All Articles

Long Round-Trip Time (RTT) Optimisations

TCP is a protocol used for reliable data transfer. For each piece of data that I’m sending to you, I would expect a reply or acknowledgement (ACK) that you have received this reply. To improve the network throughput, TCP communication also involves a sliding window, where multiple sequenced messages can be sent out, and the replies can come back in any order.

Issues with long RTT communication

When this communcation occurs over long physical distances (e.g. from Singapore to US), then the time taken for a message to reach US and then its ACK to return to Singapore is long.

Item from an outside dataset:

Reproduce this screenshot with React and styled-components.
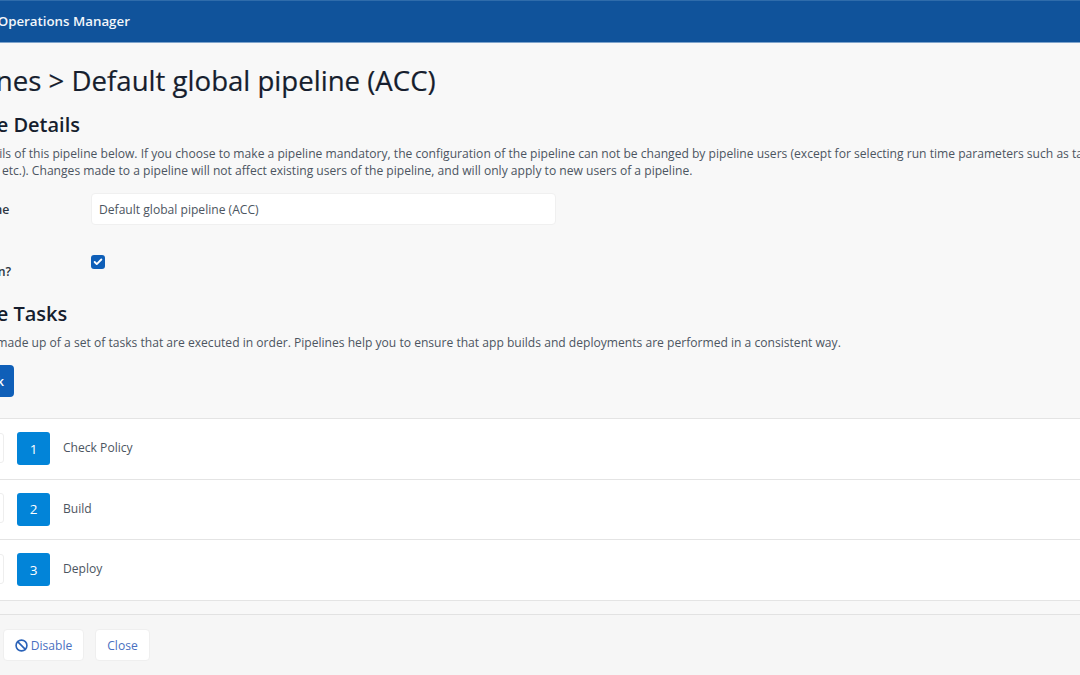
import React from "react";
import styled, { createGlobalStyle } from "styled-components";
import { Ban, Check, GripVertical } from "lucide-react";

const Global = createGlobalStyle`
  html, body { margin: 0; padding: 0; background: #f8f8f8; overflow: hidden; }
  body { font-family: "Open Sans", "Liberation Sans", sans-serif; color: #4c5561; }
`;
const Page = styled.div`
  width: 1080px; height: 675px; overflow: hidden; display: flex; flex-direction: column;
`;
const Header = styled.header`
  flex: none; height: 41px; background: #10539b; border-top: 1px solid #2f6cab;
  display: flex; align-items: center; box-shadow: 0 1px 0 #7fa4cc;
`;
const Brand = styled.div`
  margin-left: -62px; color: #f2f6fa; font-size: 13.3px; font-weight: 600; white-space: nowrap; margin-top: -2px;
`;
const Main = styled.main`
  flex: none; height: 572px; margin-left: -77px; width: 1240px; display: flex; flex-direction: column;
`;
const Title = styled.h1`
  margin: 19px 0 0 3px; height: 38px; line-height: 38px; font-size: 27.6px; font-weight: 500; color: #161e2e; white-space: nowrap; -webkit-text-stroke: 0.2px #161e2e;
`;
const Heading = styled.h2`
  margin: ${(p) => p.$top}px 0 0 8px; height: 28px; line-height: 28px; font-size: 20px; font-weight: 600; color: #161e2e; white-space: nowrap;
`;
const Para = styled.p`
  margin: 6px 0 0 ${(p) => p.$left}px; font-size: 12.1px; line-height: 17px; white-space: nowrap;
`;
const Line = styled.span`
  display: block;
`;
const Row = styled.div`
  display: grid; grid-template-columns: 168px 465px; align-items: ${(p) => p.$align || "center"};
  margin-top: ${(p) => p.$top}px;
`;
const Label = styled.label`
  font-size: 12.3px; line-height: 17px; font-weight: 600; color: #2b3441; white-space: nowrap;
  ${(p) => p.$low && "margin-top: 8px;"}
`;
const Input = styled.input`
  box-sizing: border-box; width: 465px; height: 32px; background: #fff; border: 1px solid #f0f0f0; border-radius: 4px;
  padding: 0 7px; font: 12.1px "Open Sans", sans-serif; color: #4c5561; outline: none;
`;
const CheckBox = styled.span`
  width: 14px; height: 14px; background: #0f5fb8; border-radius: 3px; display: flex; align-items: center; justify-content: center;
  color: #fff;
`;
const AddButton = styled.button`
  align-self: flex-start; margin-top: 14px; width: 91px; height: 32px; border: 0; border-radius: 4px; background: #0f5fb8;
  color: #fff; font: 600 12.1px "Open Sans", sans-serif; white-space: nowrap; padding: 0 10px 0 0; text-align: right;
`;
const TaskList = styled.div`
  margin-top: 21px; background: #fff; border-top: 1px solid #e4e4e4;
`;
const Task = styled.div`
  height: 59.6px; border-bottom: 1px solid #e4e4e4; display: flex; align-items: center; padding-left: 94px; gap: 13px;
`;
const Grip = styled.span`
  box-sizing: border-box; width: 35px; height: 30px; margin: -2px 0 0 -48px; border: 1px solid #eeeeee; border-radius: 3px;
  display: flex; align-items: center; justify-content: center; color: #999; background: #fff; flex: none;
`;
const Num = styled.span`
  width: 33px; height: 33px; background: #0284d8; border-radius: 3px; color: #fff; font-size: 13.5px;
  display: flex; align-items: center; justify-content: center; flex: none;
`;
const TaskName = styled.span`
  font-size: 12.1px; margin-top: -2px;
`;
const Footer = styled.footer`
  flex: 1; background: #f6f6f6; border-top: 1px solid #e2e2e2; display: flex; align-items: flex-start; gap: 11px; padding: 14px 0 0 3px;
`;
const FootBtn = styled.button`
  box-sizing: border-box; height: 32px; width: ${(p) => p.$w}px; background: #fff; border: 1px solid #efefef; border-radius: 4px;
  color: #4a6fc0; font: 12.1px "Open Sans", sans-serif; display: flex; align-items: center; justify-content: center; gap: 3px; padding: 0;
`;

const tasks = ["Check Policy", "Build", "Deploy"];

export default function App() {
  return (
    <>
      <Global />
      <Page>
        <Header><Brand>Platform Operations Manager</Brand></Header>
        <Main>
          <Title>Pipelines &gt; Default global pipeline (ACC)</Title>
          <Heading $top={12}>Pipeline Details</Heading>
          <Para $left={-4}>
            <Line>Enter the details of this pipeline below. If you choose to make a pipeline mandatory, the configuration of the pipeline can not be changed by pipeline users (except for selecting run time parameters such as target,</Line>
            <Line>build number, etc.). Changes made to a pipeline will not affect existing users of the pipeline, and will only apply to new users of a pipeline.</Line>
          </Para>
          <Row $top={14}>
            <Label>Pipeline Name</Label>
            <Input readOnly value="Default global pipeline (ACC)" />
          </Row>
          <Row $top={30} $align="start">
            <Label $low>Enable on run?</Label>
            <CheckBox><Check size={10} strokeWidth={4.5} /></CheckBox>
          </Row>
          <Heading $top={20}>Pipeline Tasks</Heading>
          <Para $left={-2}>Pipelines are made up of a set of tasks that are executed in order. Pipelines help you to ensure that app builds and deployments are performed in a consistent way.</Para>
          <AddButton>Add Task</AddButton>
          <TaskList>
            {tasks.map((t, i) => (
              <Task key={t}>
                <Grip><GripVertical size={14} /></Grip>
                <Num>{i + 1}</Num>
                <TaskName>{t}</TaskName>
              </Task>
            ))}
          </TaskList>
        </Main>
        <Footer>
          <FootBtn $w={81}><Ban size={13} strokeWidth={3} color="#2a62b8" />Disable</FootBtn>
          <FootBtn $w={55}>Close</FootBtn>
        </Footer>
      </Page>
    </>
  );
}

We call this the long RTT (Round-Trip Time) scenario.

In such a case, we would need to send a very large number of in-flight messages to counteract the effect of the long RTT and maintain the same throuhgput. However, having a lot of in-flight messages (e.g. 100k) also means that there has to be an in-memory tracker for all of these messages.

Optimisation: Batch Processing

One way to reduce the number of in-flight messages is to package multiple messages into one large packet. This method of batch processing means that with just one in-flight message, we have in reality sent 1000 messages to the recipient.

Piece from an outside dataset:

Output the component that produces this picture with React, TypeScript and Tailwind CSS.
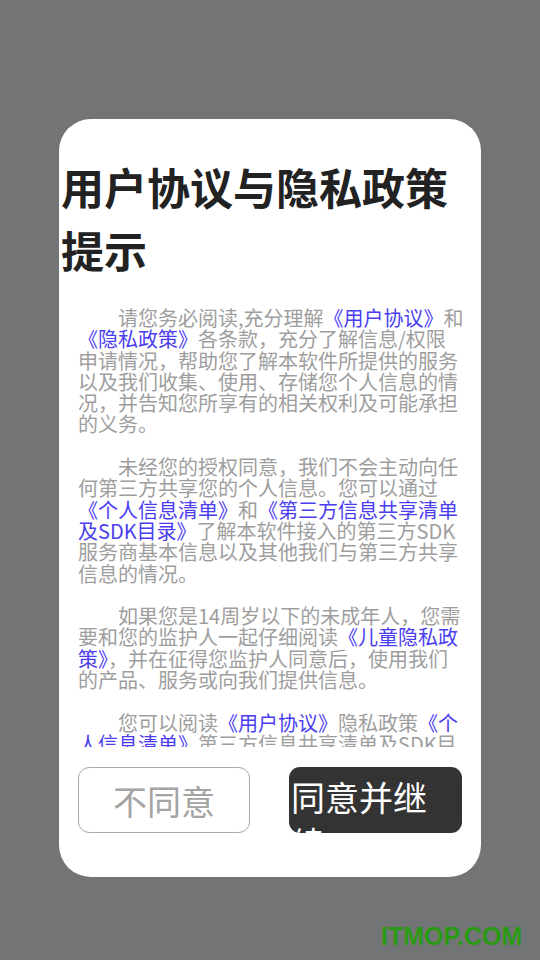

Batch processing is a generic optimisation that simply concatenates multiple messages together. It can be applied in a multitude of long RTT communication scenarios.

Optimisation: Concurrency

Messages can be sent concurrently, so one message need not wait for its predecessor to first return. The correctness of concurrency is application-specific. For database migrations, different tables would be independent of each other. Furthermore, different primary keys are also independent of each other. This means that we only need to ensure the in-order correctness of messages with the same table and same primary key. Data sharding is key in increasing concurrency.

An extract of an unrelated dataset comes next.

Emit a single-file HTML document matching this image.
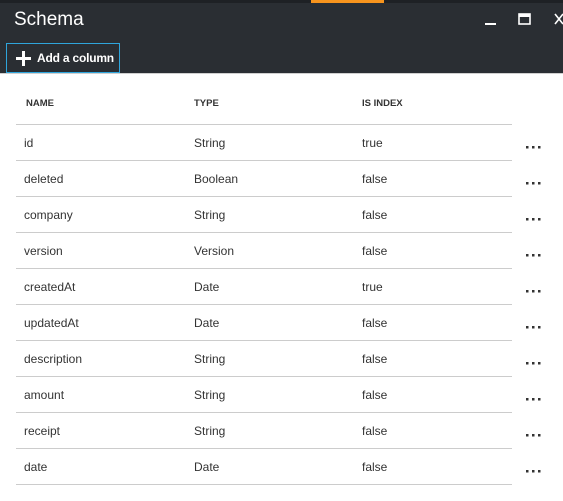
<!DOCTYPE html><html><head><style>
body{margin:0;width:563px;height:501px;overflow:hidden;background:#fff;font-family:"Liberation Sans",sans-serif;position:relative}
.top{position:absolute;left:0;top:0;width:563px;height:3px;background:#1e2125}
.or{position:absolute;left:311px;top:0;width:73px;height:3px;background:#f7941d}
.hd{position:absolute;left:0;top:3px;width:563px;height:70px;background:#2a2e33;border-bottom:1px solid #cfcfcf}
.t{position:absolute;left:14px;top:6px;color:#fff;font-size:19px}
.btn{position:absolute;left:6px;top:40px;width:114px;height:30px;border:1px solid #2fa5dc;box-sizing:border-box;color:#fff;font-size:12px;font-weight:bold;white-space:nowrap}
.btn span{position:absolute;left:30px;top:7px;letter-spacing:-0.2px}
.th{position:absolute;top:98px;font-size:9.5px;font-weight:bold;color:#333}
.ln{position:absolute;left:16px;width:496px;height:1px;background:#cccccc}
.c{position:absolute;font-size:12px;color:#333}
.d{position:absolute;left:526px}
</style></head><body>
<div class="top"></div><div class="or"></div>
<div class="hd">
<div class="t">Schema</div>
<svg style="position:absolute;left:485px;top:10px" width="78" height="14"><rect x="0" y="10" width="11" height="2" fill="#fff"/><rect x="34" y="1" width="11" height="10" fill="none" stroke="#fff" stroke-width="1.6"/><rect x="34" y="1" width="11" height="3" fill="#fff"/><path d="M70 1 L78 11 M78 1 L70 11" stroke="#fff" stroke-width="1.6"/></svg>
<div class="btn"><svg style="position:absolute;left:9px;top:7px" width="15" height="15"><rect x="6" y="0" width="3" height="15" fill="#fff"/><rect x="0" y="6" width="15" height="3" fill="#fff"/></svg><span>Add a column</span></div>
</div>
<div class="th" style="left:26px">NAME</div><div class="th" style="left:194px">TYPE</div><div class="th" style="left:362px">IS INDEX</div>
<div class="ln" style="top:124px"></div>
<div id="rows"></div>
<script>
var r=[["id","String","true"],["deleted","Boolean","false"],["company","String","false"],["version","Version","false"],["createdAt","Date","true"],["updatedAt","Date","false"],["description","String","false"],["amount","String","false"],["receipt","String","false"],["date","Date","false"]];
var h="";r.forEach(function(x,i){var y=124+36*i;h+='<div class="c" style="left:24px;top:'+(y+12)+'px">'+x[0]+'</div><div class="c" style="left:194px;top:'+(y+12)+'px">'+x[1]+'</div><div class="c" style="left:362px;top:'+(y+12)+'px">'+x[2]+'</div><svg class="d" style="top:'+(y+22)+'px" width="16" height="4"><rect x="0" y="0" width="2.5" height="2.5" fill="#333"/><rect x="6" y="0" width="2.5" height="2.5" fill="#333"/><rect x="12" y="0" width="2.5" height="2.5" fill="#333"/></svg><div class="ln" style="top:'+(y+36)+'px"></div>';});
document.getElementById("rows").innerHTML=h;
</script>
</body></html>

Optimisation: Message Compression

There are also application-specific optimisations that can be performed to compress the messages (besides binary compression algorithms). For instance, in the case of database migration, we can also compress messages by merging them. Two database operations on the same primary key can be merged to one operation, using the following steps.

  • x + DELETE --> NONE
  • INSERT + UPDATE --> INSERT
  • UPDATE + UPDATE --> UPDATE
  • DELETE + INSERT --> UPDATE (with default values)

These transformation functions can be composed together, merging a large number of messages to just one.